Até porque, como cediço, o CDC não veio à luz para alterar a natureza dos contratos típicos desenhados pelo Código Civil, dentre eles o de seguro. Toda a revolução jurídica que o Código traz há de estar a serviço da melhoria das relações de consumo, e não para resolver as ilusões de cada um de nós. E o equilíbrio dessas relações é o limite (art. 4º do CDC), eis que, uma vez ultrapassado, restaria ameaçado um princípio maior e fundamental (art. 5º da CF), que é o da SEGURANÇA JURÍDICA, pondo-se em risco daí a própria estabilidade das instituições, cuja destruição também não está no objetivo do Código.

Poderia até se especular sobre saques justificáveis, argua-se tão só para argumentar, que seriam aqueles caracterizados por ações coletivas das massas famintas objetivando saciar a fome, o que muitas vezes acaba sendo gerado pela ausência de política pública voltada para atender e suprir as carências sociais. É o denominado “estado de necessidade” que não é acudido no tempo e na hora certa pelos órgãos competentes e que não recebe tratamento para ser banido do convívio social. Mas não seria essa a situação presente.

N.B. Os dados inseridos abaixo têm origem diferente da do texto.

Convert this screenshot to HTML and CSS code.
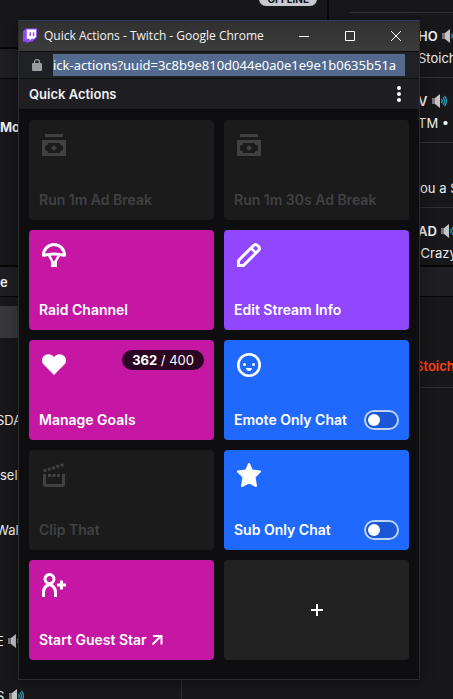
FILE: index.html
```
<!DOCTYPE html>
<html lang="en">
<head>
<meta charset="utf-8">
<title>Quick Actions - Twitch</title>
<link rel="stylesheet" href="styles.css">
</head>
<body>
<svg class="defs" aria-hidden="true">
  <symbol id="speaker" viewBox="0 0 16 16">
    <path fill="#77777b" d="M1 5h4v6H1z"/><path fill="#c4c4c6" d="M4 5l5-4v14l-5-4z"/>
    <path fill="none" stroke="#2b9bb5" stroke-width="1.3" d="M10.5 6q1.5 2 0 4M12 4.300q3 3.700 0 7.400M13.500 2.800q4 5.200 0 10.400"/>
  </symbol>
  <symbol id="cash" viewBox="0 0 30 30">
    <path fill="currentColor" fill-rule="evenodd" d="M6 4h18v3H6zM3 10h24v16H3zM9 13v1.500L6 16v4l3 1.500V23h12v-1.500l3-1.500v-4l-3-1.500V13zM15 15l3 3-3 3-3-3z"/>
  </symbol>
</svg>

<main class="dashboard">
  <section class="side">
    <div class="side-top"></div>
    <div class="panel-head"></div>
    <div class="side-block"><b>Mo</b></div>
    <div class="panel-head">e</div>
    <div class="side-list">
      <div class="selected"></div>
      <p class="line cut">SDA</p>
      <p class="line">sel</p>
      <p class="line cut">Wal</p>
      <p class="line far cut">E <svg class="speaker"><use href="#speaker"/></svg></p>
      <p class="line cut">S <svg class="speaker"><use href="#speaker"/></svg></p>
    </div>
  </section>
  <section class="stage"><span class="status">OFFLINE</span></section>
  <section class="feed">
    <div class="event first"></div>
    <div class="event"><b>HO <svg class="speaker"><use href="#speaker"/></svg></b><span>Stoich</span></div>
    <div class="event"><b>V <svg class="speaker"><use href="#speaker"/></svg></b><span>TM •</span></div>
    <div class="event single"><span class="under">you a S</span></div>
    <div class="event last"><b>AD <svg class="speaker"><use href="#speaker"/></svg></b><span class="under">eCrazy</span></div>
    <div class="panel-head"></div>
    <div class="event chat"><b>Stoich</b></div>
  </section>
</main>

<div class="window">
  <header class="titlebar">
    <svg class="logo" viewBox="0 0 16 16"><path fill="#9146ff" d="M3 0h12v9l-5 5H7l-3 2v-2H0V3z"/><path fill="#fff" d="M4 1h10v7.500L12 11H9l-2 2v-2H4z"/><path fill="#9146ff" d="M7 4h1.500v4H7zM10.500 4H12v4h-1.500z"/></svg>
    <h1>Quick Actions - Twitch - Google Chrome</h1>
    <button class="win-btn" aria-label="Minimize"><svg viewBox="0 0 12 12"><path d="M1 6.500h10"/></svg></button>
    <button class="win-btn" aria-label="Maximize"><svg viewBox="0 0 12 12"><path d="M1.500 1.500h9v9h-9z"/></svg></button>
    <button class="win-btn" aria-label="Close"><svg viewBox="0 0 12 12"><path d="M1 1l10 10M11 1L1 11"/></svg></button>
  </header>
  <div class="address">
    <svg class="lock" viewBox="0 0 10 12"><path fill="#9a9da1" d="M1 4h8q1 0 1 1v6q0 1-1 1H1q-1 0-1-1V5q0-1 1-1z"/><path fill="none" stroke="#9a9da1" stroke-width="1.300" d="M2.500 5V3a2.500 2.300 0 0 1 5 0v2"/></svg>
    <input type="text" aria-label="Address" value="ick-actions?uuid=3c8b9e810d044e0a0e1e9e1b0635b51a" readonly>
  </div>
  <div class="toolbar">
    <h2>Quick Actions</h2>
    <button class="more" aria-label="More"><svg viewBox="0 0 4 16"><circle cx="2" cy="2" r="2"/><circle cx="2" cy="8" r="2"/><circle cx="2" cy="14" r="2"/></svg></button>
  </div>
  <div class="actions">
    <button class="card off" disabled>
      <svg class="icon"><use href="#cash"/></svg><span class="label">Run 1m Ad Break</span>
    </button>
    <button class="card off" disabled>
      <svg class="icon"><use href="#cash"/></svg><span class="label">Run 1m 30s Ad Break</span>
    </button>
    <button class="card pink">
      <svg class="icon" viewBox="0 0 30 30"><g fill="none" stroke="currentColor" stroke-width="3"><path d="M4.500 16.500V15a10.500 10.500 0 0 1 21 0v1.500M4.500 15.500q5-1.500 10.500-1.500t10.500 1.500"/><path stroke-width="2.500" d="M9.500 14.500l4.500 8M20.500 14.500l-4.500 8"/></g><path fill="currentColor" d="M12 21h6v6h-6z"/></svg>
      <span class="label">Raid Channel</span>
    </button>
    <button class="card purple">
      <svg class="icon" viewBox="0 0 30 30"><g fill="none" stroke="currentColor" stroke-width="3" stroke-linejoin="round"><path stroke-linejoin="miter" d="M4.500 25.500v-5L19.500 5.500q2-2 4 0l1 1q2 2 0 4L9.500 25.500z"/><path stroke-width="2.500" d="M17 8l5 5"/></g></svg>
      <span class="label">Edit Stream Info</span>
    </button>
    <button class="card pink">
      <svg class="icon" viewBox="0 0 30 30"><path fill="currentColor" d="M15 25L4.600 14.600a6.200 6.200 0 0 1 0-8.400C7 3.500 11.500 3.500 14 6l1 1 1-1c2.500-2.500 7-2.500 9.400.2a6.200 6.200 0 0 1 0 8.400z"/></svg>
      <span class="badge"><b>362</b> / 400</span>
      <span class="label">Manage Goals</span>
    </button>
    <label class="card blue">
      <svg class="icon" viewBox="0 0 30 30"><circle cx="15" cy="15" r="10.700" fill="none" stroke="currentColor" stroke-width="2.600"/><circle cx="10.500" cy="14.500" r="1.500" fill="currentColor"/><circle cx="19.500" cy="14.500" r="1.500" fill="currentColor"/><path fill="currentColor" d="M12 18h6q-.5 3-3 3t-3-3z"/></svg>
      <span class="label">Emote Only Chat</span><input type="checkbox" class="toggle">
    </label>
    <button class="card off" disabled>
      <svg class="icon" viewBox="0 0 30 30"><g fill="none" stroke="currentColor" stroke-width="3"><path stroke-dasharray="3 1.500" d="M4.500 11L25 4.500"/><path stroke-dasharray="3 1.500" d="M9 15.500h13"/><path stroke-linejoin="round" d="M5.500 14v10.500q0 1 1 1h17q1 0 1-1V14"/></g></svg>
      <span class="label">Clip That</span>
    </button>
    <label class="card blue">
      <svg class="icon" viewBox="0 0 30 30"><path fill="currentColor" stroke="currentColor" stroke-width="2" stroke-linejoin="round" d="M15 4l3 6.600 8 .9-5.500 5.500 1.500 9-7-3.700L8 26l1.500-9L4 11.500l8-.9z"/></svg>
      <span class="label">Sub Only Chat</span><input type="checkbox" class="toggle">
    </label>
    <button class="card pink">
      <svg class="icon" viewBox="0 0 30 30"><g fill="none" stroke="currentColor" stroke-width="3"><circle cx="10.500" cy="9" r="4.500"/><path d="M4.500 27v-5q0-4 3.500-6.500l2.500-1 2.500 1q3.500 2.500 3.500 6.500v5M22.500 10.500v9M18 15h9"/></g></svg>
      <span class="label">Start Guest Star <svg class="arrow" viewBox="0 0 12 12"><path d="M2 2h8.500v8.500M10.500 1.500L1.500 10.500"/></svg></span>
    </button>
    <button class="card add" aria-label="Add action"><svg class="plus" viewBox="0 0 14 14"><path d="M7 1v12M1 7h12"/></svg></button>
  </div>
</div>
</body>
</html>
```
FILE: styles.css
```
* { box-sizing: border-box; }
body {
  margin: 0;
  min-height: 100vh;
  position: relative;
  overflow: hidden;
  background: #18181b;
  color: #efeff1;
  font: 13px/20px Inter, "Liberation Sans", sans-serif;
}
h1, h2, p { margin: 0; }
button { font: inherit; color: inherit; border: 0; padding: 0; background: none; }
.defs { position: absolute; width: 0; height: 0; }

.dashboard {
  display: grid;
  grid-template-columns: 182px 1fr 126px;
  height: 100vh;
  overflow: hidden;
  white-space: nowrap;
}
.side-top { height: 47px; }
.panel-head {
  height: 32px;
  padding-top: 5px;
  background: #1f1f23;
  border-top: 2px solid #060607;
  border-bottom: 1px solid #060607;
  font-weight: 600;
}
.side-block { height: 186px; padding-top: 38px; }
.side-list { min-height: 100%; padding-top: 9px; border-right: 1px solid #303033; }
.selected { height: 32px; margin-bottom: 72px; background: #38383b; }
.line { margin-bottom: 35px; }
.cut { margin-left: -4px; }
.far { margin-top: 91px; }
.speaker { width: 16px; height: 16px; vertical-align: -3px; }
.stage { display: flex; justify-content: flex-end; align-items: flex-start; padding-right: 10px; }
.status {
  margin-top: -8px;
  padding: 0 8px;
  border-radius: 7px;
  background: #c8c8d0;
  color: #0e0e10;
  font-size: 10px;
  line-height: 14px;
  font-weight: 700;
}
.feed { background: linear-gradient(#0a0a0b, #0a0a0b) no-repeat 0 0 / 2px 265px; }
.event {
  height: 65px;
  margin-left: 22px;
  padding: 12px 0 0 69px;
  border-bottom: 1px solid #303033;
}
.event b, .event span { display: block; line-height: 22px; }
.event b { font-weight: 600; }
.first { height: 13px; padding: 0; }
.single { padding-top: 34px; }
.last { height: 57px; border-bottom: 0; }
.event .under { margin-left: -5px; }
.chat { height: 91px; padding: 58px 0 0 66px; color: #ff4012; }

.window {
  position: absolute;
  top: 20px;
  left: 18px;
  right: 33px;
  padding-bottom: 19px;
  background: #0e0e10;
  border: 1px solid #2c2c2e;
  border-top-color: #2d3c5c;
  box-shadow: 0 2px 12px #00000066;
}
.titlebar {
  display: flex;
  align-items: center;
  height: 31px;
  padding-left: 4px;
  background: linear-gradient(#303030, #3c3c3c);
  border-bottom: 1px solid #0c0c0c;
}
.titlebar h1 {
  flex: 1;
  padding-left: 6px;
  font: 12px/20px "Open Sans", "Noto Sans", sans-serif;
  color: #f2f2f2;
  white-space: nowrap;
}
.logo { width: 15px; height: 16px; }
.win-btn { width: 46px; height: 30px; display: grid; place-items: center; }
.win-btn svg { width: 12px; height: 12px; fill: none; stroke: #fff; stroke-width: 1; }
.address {
  display: flex;
  align-items: center;
  height: 27px;
  padding: 0 14px 0 13px;
  background: #202124;
  border-bottom: 1px solid #0c120c;
}
.lock { width: 10px; height: 12px; margin-right: 11px; flex: none; }
.address input {
  flex: 1;
  min-width: 0;
  height: 22px;
  border: 0;
  padding: 0;
  background: #536a8e;
  color: #fff;
  font: 13px/22px "Noto Sans", "Open Sans", sans-serif;
}
.toolbar {
  display: flex;
  justify-content: space-between;
  align-items: center;
  height: 31px;
  padding: 0 18px 0 10px;
  background: #1f1f23;
  border-bottom: 1px solid #09090a;
}
.toolbar h2 { font-size: 13px; font-weight: 600; }
.more { display: flex; }
.more svg { width: 4px; height: 16px; fill: #fff; }

.actions {
  display: grid;
  grid-template-columns: 1fr 1fr;
  grid-auto-rows: 100px;
  gap: 10px;
  padding: 10px 10px 0;
}
.card {
  display: grid;
  grid-template-columns: 1fr auto;
  align-content: space-between;
  align-items: start;
  padding: 10px;
  border-radius: 4px;
  text-align: left;
  font-size: 14px;
  font-weight: 600;
  line-height: 20px;
  color: #fff;
}
.off { background: #1b1b1c; color: #414143; }
.pink { background: #c517a3; grid-template-columns: auto auto; justify-content: space-between; }
.purple { background: #9146ff; }
.blue { background: #1f69ff; }
.add { background: #212122; place-content: center; grid-template-columns: auto; }
.icon { width: 30px; height: 30px; grid-column: 1; }
.label { grid-column: 1; white-space: nowrap; }
.pink .label { grid-column: 1 / -1; }
.badge {
  padding: 0 10px;
  border-radius: 10px;
  background: #2b0524;
  font-size: 13px;
  font-weight: 400;
  white-space: nowrap;
}
.badge b { font-weight: 700; }
.toggle {
  appearance: none;
  display: grid;
  align-items: center;
  width: 35px;
  height: 20px;
  margin: 0;
  padding: 0 2px;
  border: 2px solid #bcd2ff;
  border-radius: 10px;
  background: #1a57d6;
}
.toggle::before { content: ""; width: 12px; height: 12px; border-radius: 50%; background: #fff; }
.arrow { width: 12px; height: 12px; margin-left: 1px; vertical-align: -1px; fill: none; stroke: #fff; stroke-width: 2; }
.plus { width: 14px; height: 14px; fill: none; stroke: #fff; stroke-width: 2; }
```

Existem, entretanto, aqueles outros saques provocados por grupos, organizados ou não, que bem retratam as situações vividas recentemente nas ruas e que, salvante os movimentos reivindicatórios pacíficos e que fazem parte da democracia, são absolutamente injustificáveis posto que tipificados como atos ilícitos e contrários à lei.

Por fim e por mais que se considere a função social do contrato de seguro, é mais que dever, é obrigação do segurador, como gestor da mutualidade, zelar pela validade das cláusulas e condições do contrato de seguro, sob pena de punição pelo próprio órgão de controle da atividade de seguros, que tem também o múnus de zelar pela solvência das seguradoras, não sem lembrar de que o pagamento de sinistros não cobertos pelo seguro, mormente com habitualidade, poderá criar novação, comprometendo futuras recusas sobre o mesmo fato, tornando assim uma cláusula validamente excludente, em letra morta.

No momento, seriam essas as considerações que entendo oportunas apresentar.